PROBLEM TO WORK ON:
Make an exact copy of the lines, leaving the pictures out.

DATASET EXTRACT:
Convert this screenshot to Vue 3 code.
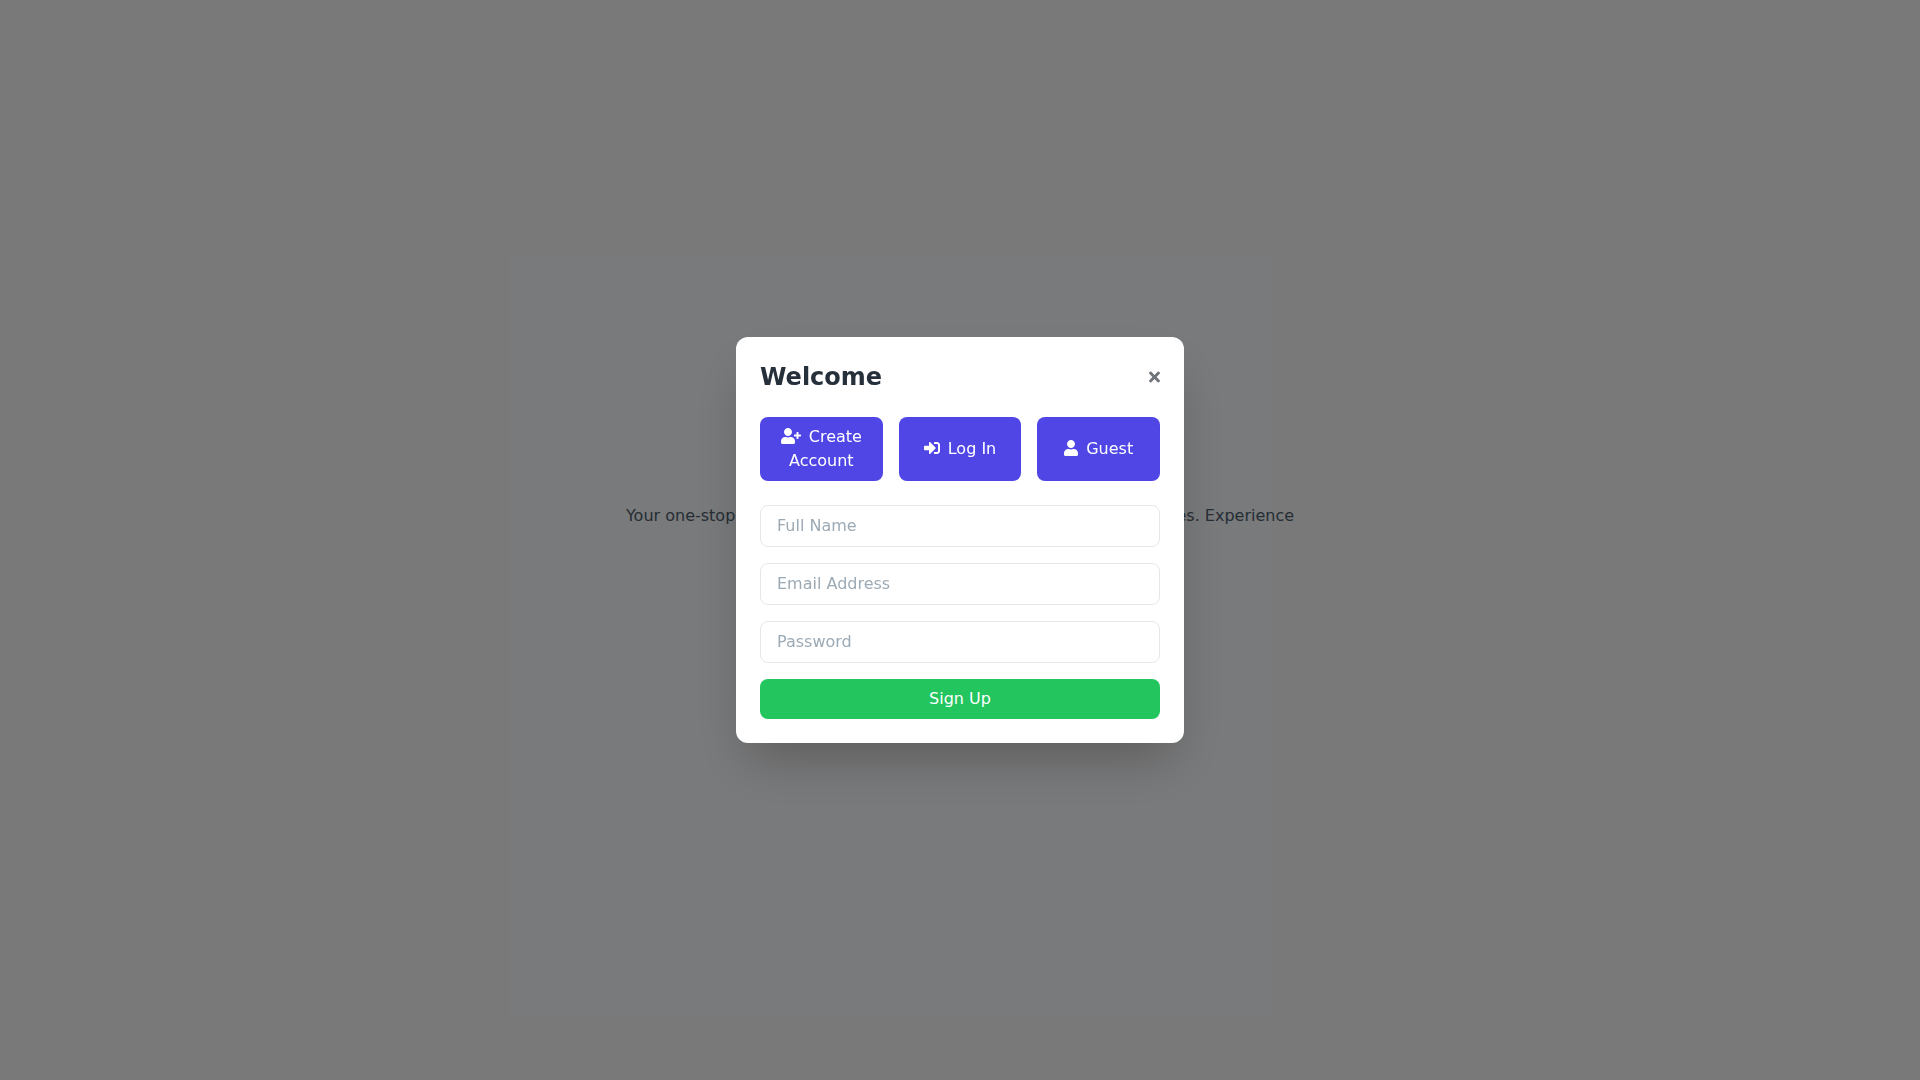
<script setup>
import { ref } from 'vue'

const fullName = ref('')
const email = ref('')
const password = ref('')
</script>

<template>
  <main class="page">
    <div class="panel" aria-hidden="true"></div>
    <p class="intro">
      Your one-stop shop for the best products and latest offers at low prices. Experience
    </p>
    <div class="overlay">
      <section class="modal" role="dialog" aria-modal="true" aria-labelledby="modal-title">
        <header class="modal-header">
          <h2 id="modal-title">Welcome</h2>
          <button type="button" class="close" aria-label="Close">
            <svg class="icon icon-close" viewBox="0 0 352 512" aria-hidden="true">
              <path d="M242.72 256l100.07-100.07c12.28-12.28 12.28-32.19 0-44.48l-22.24-22.24c-12.28-12.28-32.19-12.28-44.48 0L176 189.28 75.93 89.21c-12.28-12.28-32.19-12.28-44.48 0L9.21 111.45c-12.28 12.28-12.28 32.19 0 44.48L109.28 256 9.21 356.07c-12.28 12.28-12.28 32.19 0 44.48l22.24 22.24c12.28 12.28 32.2 12.28 44.48 0L176 322.72l100.07 100.07c12.28 12.28 32.2 12.28 44.48 0l22.24-22.24c12.28-12.28 12.28-32.19 0-44.48L242.72 256z" />
            </svg>
          </button>
        </header>
        <div class="tabs">
          <button type="button" class="tab">
            <svg class="icon icon-add" viewBox="0 0 640 512" aria-hidden="true">
              <path d="M624 208h-64v-64c0-8.800-7.200-16-16-16h-32c-8.800 0-16 7.200-16 16v64h-64c-8.800 0-16 7.200-16 16v32c0 8.800 7.200 16 16 16h64v64c0 8.800 7.200 16 16 16h32c8.800 0 16-7.200 16-16v-64h64c8.800 0 16-7.200 16-16v-32c0-8.800-7.200-16-16-16zm-400 48c70.700 0 128-57.300 128-128S294.700 0 224 0 96 57.300 96 128s57.300 128 128 128zm89.600 32h-16.700c-22.200 10.200-46.900 16-72.900 16s-50.600-5.800-72.900-16h-16.700C60.200 288 0 348.200 0 422.400V464c0 26.500 21.500 48 48 48h352c26.500 0 48-21.500 48-48v-41.600c0-74.200-60.200-134.400-134.400-134.400z" />
            </svg>Create Account
          </button>
          <button type="button" class="tab">
            <svg class="icon icon-login" viewBox="0 0 512 512" aria-hidden="true">
              <path d="M416 448h-84c-6.600 0-12-5.400-12-12v-40c0-6.600 5.400-12 12-12h84c17.700 0 32-14.300 32-32V160c0-17.700-14.300-32-32-32h-84c-6.600 0-12-5.400-12-12V76c0-6.600 5.400-12 12-12h84c53 0 96 43 96 96v192c0 53-43 96-96 96zm-47-209L201 71c-15-15-41-4.500-41 17v96H24c-13.300 0-24 10.700-24 24v96c0 13.300 10.700 24 24 24h136v96c0 21.500 26 32 41 17l168-168c9.300-9.400 9.300-24.600 0-34z" />
            </svg>Log In
          </button>
          <button type="button" class="tab">
            <svg class="icon icon-user" viewBox="0 0 448 512" aria-hidden="true">
              <path d="M224 256c70.700 0 128-57.300 128-128S294.700 0 224 0 96 57.300 96 128s57.300 128 128 128zm89.600 32h-16.700c-22.200 10.200-46.900 16-72.900 16s-50.600-5.800-72.900-16h-16.700C60.200 288 0 348.200 0 422.400V464c0 26.500 21.500 48 48 48h352c26.500 0 48-21.500 48-48v-41.600c0-74.200-60.200-134.400-134.400-134.400z" />
            </svg>Guest
          </button>
        </div>
        <form class="form" @submit.prevent>
          <input v-model="fullName" type="text" placeholder="Full Name" aria-label="Full Name" />
          <input v-model="email" type="email" placeholder="Email Address" aria-label="Email Address" />
          <input v-model="password" type="password" placeholder="Password" aria-label="Password" />
          <button type="submit" class="submit">Sign Up</button>
        </form>
      </section>
    </div>
  </main>
</template>

<style>
body {
  margin: 0;
}
</style>

<style scoped>
.page {
  position: relative;
  min-height: 100vh;
  overflow: hidden;
  background: #f3f3f3;
  color: #4b5b6b;
  font-family: "DejaVu Sans", sans-serif;
  font-size: 16px;
  line-height: 24px;
  box-sizing: border-box;
  padding-top: 504px;
}

.panel {
  position: absolute;
  left: 509px;
  top: 255px;
  width: 763px;
  height: 763px;
  background: #f3f4f6;
}

.intro {
  position: relative;
  max-width: 672px;
  margin: 0 auto;
  text-align: center;
}

.overlay {
  position: fixed;
  inset: 0;
  display: flex;
  align-items: center;
  justify-content: center;
  background: rgba(0, 0, 0, 0.5);
}

.modal {
  box-sizing: border-box;
  width: 100%;
  max-width: 448px;
  padding: 24px;
  border-radius: 12px;
  background: #fff;
  box-shadow: 0 25px 50px -12px rgba(0, 0, 0, 0.25);
}

.modal-header {
  display: flex;
  align-items: center;
  justify-content: space-between;
  margin-bottom: 24px;
}

h2 {
  margin: 0;
  color: #26303a;
  font-size: 24px;
  font-weight: 700;
  line-height: 32px;
}

button,
input {
  box-sizing: border-box;
  margin: 0;
  font: inherit;
}

button {
  border: 0;
  cursor: pointer;
}

.close {
  display: flex;
  padding: 0;
  background: transparent;
  color: #70757a;
}

.icon {
  display: inline-block;
  height: 16px;
  fill: currentColor;
  vertical-align: -2px;
}

.icon-close {
  width: 11px;
}

.icon-add {
  width: 20px;
}

.icon-login {
  width: 16px;
}

.icon-user {
  width: 14px;
}

.tabs {
  display: flex;
  gap: 16px;
  margin-bottom: 24px;
}

.tab {
  flex: 1 1 0;
  min-width: 0;
  padding: 8px 16px;
  border-radius: 8px;
  background: #4f46e5;
  color: #fff;
  text-align: center;
}

.tab .icon {
  margin-right: 8px;
}

.form {
  display: flex;
  flex-direction: column;
  gap: 16px;
}

input {
  width: 100%;
  height: 42px;
  padding: 7px 16px 9px;
  border: 1px solid #e5e7eb;
  border-radius: 8px;
  background: #fff;
  color: #1f2937;
}

input::placeholder {
  color: #9caab5;
  opacity: 1;
}

.submit {
  width: 100%;
  padding: 8px 16px;
  border-radius: 8px;
  background: #22c55e;
  color: #fff;
}
</style>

RESULT FOR THIS EXERCISE:
Convert this screenshot to Vue 3 code.
<script setup>
import { ref } from 'vue'

const fullName = ref('')
const email = ref('')
const password = ref('')
</script>

<template>
  <main class="page">
    <div class="panel" aria-hidden="true"></div>
    <p class="intro">
      Your one-stop shop for the best products and latest offers at low prices. Experience
    </p>
    <div class="overlay">
      <section class="modal" role="dialog" aria-modal="true" aria-labelledby="modal-title">
        <header class="modal-header">
          <h2 id="modal-title">Welcome</h2>
          <button type="button" class="close" aria-label="Close">
            <svg class="icon icon-close" viewBox="0 0 352 512" aria-hidden="true">
              <path d="M242.72 256l100.07-100.07c12.28-12.28 12.28-32.19 0-44.48l-22.24-22.24c-12.28-12.28-32.19-12.28-44.48 0L176 189.28 75.93 89.21c-12.28-12.28-32.19-12.28-44.48 0L9.21 111.45c-12.28 12.28-12.28 32.19 0 44.48L109.28 256 9.21 356.07c-12.28 12.28-12.28 32.19 0 44.48l22.24 22.24c12.28 12.28 32.2 12.28 44.48 0L176 322.72l100.07 100.07c12.28 12.28 32.2 12.28 44.48 0l22.24-22.24c12.28-12.28 12.28-32.19 0-44.48L242.72 256z" />
            </svg>
          </button>
        </header>
        <div class="tabs">
          <button type="button" class="tab">
            <svg class="icon icon-add" viewBox="0 0 640 512" aria-hidden="true">
              <path d="M624 208h-64v-64c0-8.800-7.200-16-16-16h-32c-8.800 0-16 7.200-16 16v64h-64c-8.800 0-16 7.200-16 16v32c0 8.800 7.200 16 16 16h64v64c0 8.800 7.200 16 16 16h32c8.800 0 16-7.200 16-16v-64h64c8.800 0 16-7.200 16-16v-32c0-8.800-7.200-16-16-16zm-400 48c70.700 0 128-57.300 128-128S294.700 0 224 0 96 57.300 96 128s57.300 128 128 128zm89.600 32h-16.700c-22.200 10.200-46.900 16-72.900 16s-50.600-5.800-72.900-16h-16.700C60.200 288 0 348.200 0 422.400V464c0 26.500 21.500 48 48 48h352c26.500 0 48-21.500 48-48v-41.600c0-74.200-60.200-134.400-134.400-134.400z" />
            </svg>Create Account
          </button>
          <button type="button" class="tab">
            <svg class="icon icon-login" viewBox="0 0 512 512" aria-hidden="true">
              <path d="M416 448h-84c-6.600 0-12-5.400-12-12v-40c0-6.600 5.400-12 12-12h84c17.700 0 32-14.300 32-32V160c0-17.700-14.300-32-32-32h-84c-6.600 0-12-5.400-12-12V76c0-6.600 5.400-12 12-12h84c53 0 96 43 96 96v192c0 53-43 96-96 96zm-47-209L201 71c-15-15-41-4.500-41 17v96H24c-13.300 0-24 10.700-24 24v96c0 13.300 10.700 24 24 24h136v96c0 21.500 26 32 41 17l168-168c9.300-9.400 9.300-24.600 0-34z" />
            </svg>Log In
          </button>
          <button type="button" class="tab">
            <svg class="icon icon-user" viewBox="0 0 448 512" aria-hidden="true">
              <path d="M224 256c70.700 0 128-57.300 128-128S294.700 0 224 0 96 57.300 96 128s57.300 128 128 128zm89.600 32h-16.700c-22.200 10.200-46.900 16-72.900 16s-50.600-5.800-72.900-16h-16.700C60.200 288 0 348.200 0 422.400V464c0 26.500 21.500 48 48 48h352c26.500 0 48-21.500 48-48v-41.600c0-74.200-60.200-134.400-134.400-134.400z" />
            </svg>Guest
          </button>
        </div>
        <form class="form" @submit.prevent>
          <input v-model="fullName" type="text" placeholder="Full Name" aria-label="Full Name" />
          <input v-model="email" type="email" placeholder="Email Address" aria-label="Email Address" />
          <input v-model="password" type="password" placeholder="Password" aria-label="Password" />
          <button type="submit" class="submit">Sign Up</button>
        </form>
      </section>
    </div>
  </main>
</template>

<style>
body {
  margin: 0;
}
</style>

<style scoped>
.page {
  position: relative;
  min-height: 100vh;
  overflow: hidden;
  background: #f3f3f3;
  color: #4b5b6b;
  font-family: "DejaVu Sans", sans-serif;
  font-size: 16px;
  line-height: 24px;
  box-sizing: border-box;
  padding-top: 504px;
}

.panel {
  position: absolute;
  left: 509px;
  top: 255px;
  width: 763px;
  height: 763px;
  background: #f3f4f6;
}

.intro {
  position: relative;
  max-width: 672px;
  margin: 0 auto;
  text-align: center;
}

.overlay {
  position: fixed;
  inset: 0;
  display: flex;
  align-items: center;
  justify-content: center;
  background: rgba(0, 0, 0, 0.5);
}

.modal {
  box-sizing: border-box;
  width: 100%;
  max-width: 448px;
  padding: 24px;
  border-radius: 12px;
  background: #fff;
  box-shadow: 0 25px 50px -12px rgba(0, 0, 0, 0.25);
}

.modal-header {
  display: flex;
  align-items: center;
  justify-content: space-between;
  margin-bottom: 24px;
}

h2 {
  margin: 0;
  color: #26303a;
  font-size: 24px;
  font-weight: 700;
  line-height: 32px;
}

button,
input {
  box-sizing: border-box;
  margin: 0;
  font: inherit;
}

button {
  border: 0;
  cursor: pointer;
}

.close {
  display: flex;
  padding: 0;
  background: transparent;
  color: #70757a;
}

.icon {
  display: inline-block;
  height: 16px;
  fill: currentColor;
  vertical-align: -2px;
}

.icon-close {
  width: 11px;
}

.icon-add {
  width: 20px;
}

.icon-login {
  width: 16px;
}

.icon-user {
  width: 14px;
}

.tabs {
  display: flex;
  gap: 16px;
  margin-bottom: 24px;
}

.tab {
  flex: 1 1 0;
  min-width: 0;
  padding: 8px 16px;
  border-radius: 8px;
  background: #4f46e5;
  color: #fff;
  text-align: center;
}

.tab .icon {
  margin-right: 8px;
}

.form {
  display: flex;
  flex-direction: column;
  gap: 16px;
}

input {
  width: 100%;
  height: 42px;
  padding: 7px 16px 9px;
  border: 1px solid #e5e7eb;
  border-radius: 8px;
  background: #fff;
  color: #1f2937;
}

input::placeholder {
  color: #9caab5;
  opacity: 1;
}

.submit {
  width: 100%;
  padding: 8px 16px;
  border-radius: 8px;
  background: #22c55e;
  color: #fff;
}
</style>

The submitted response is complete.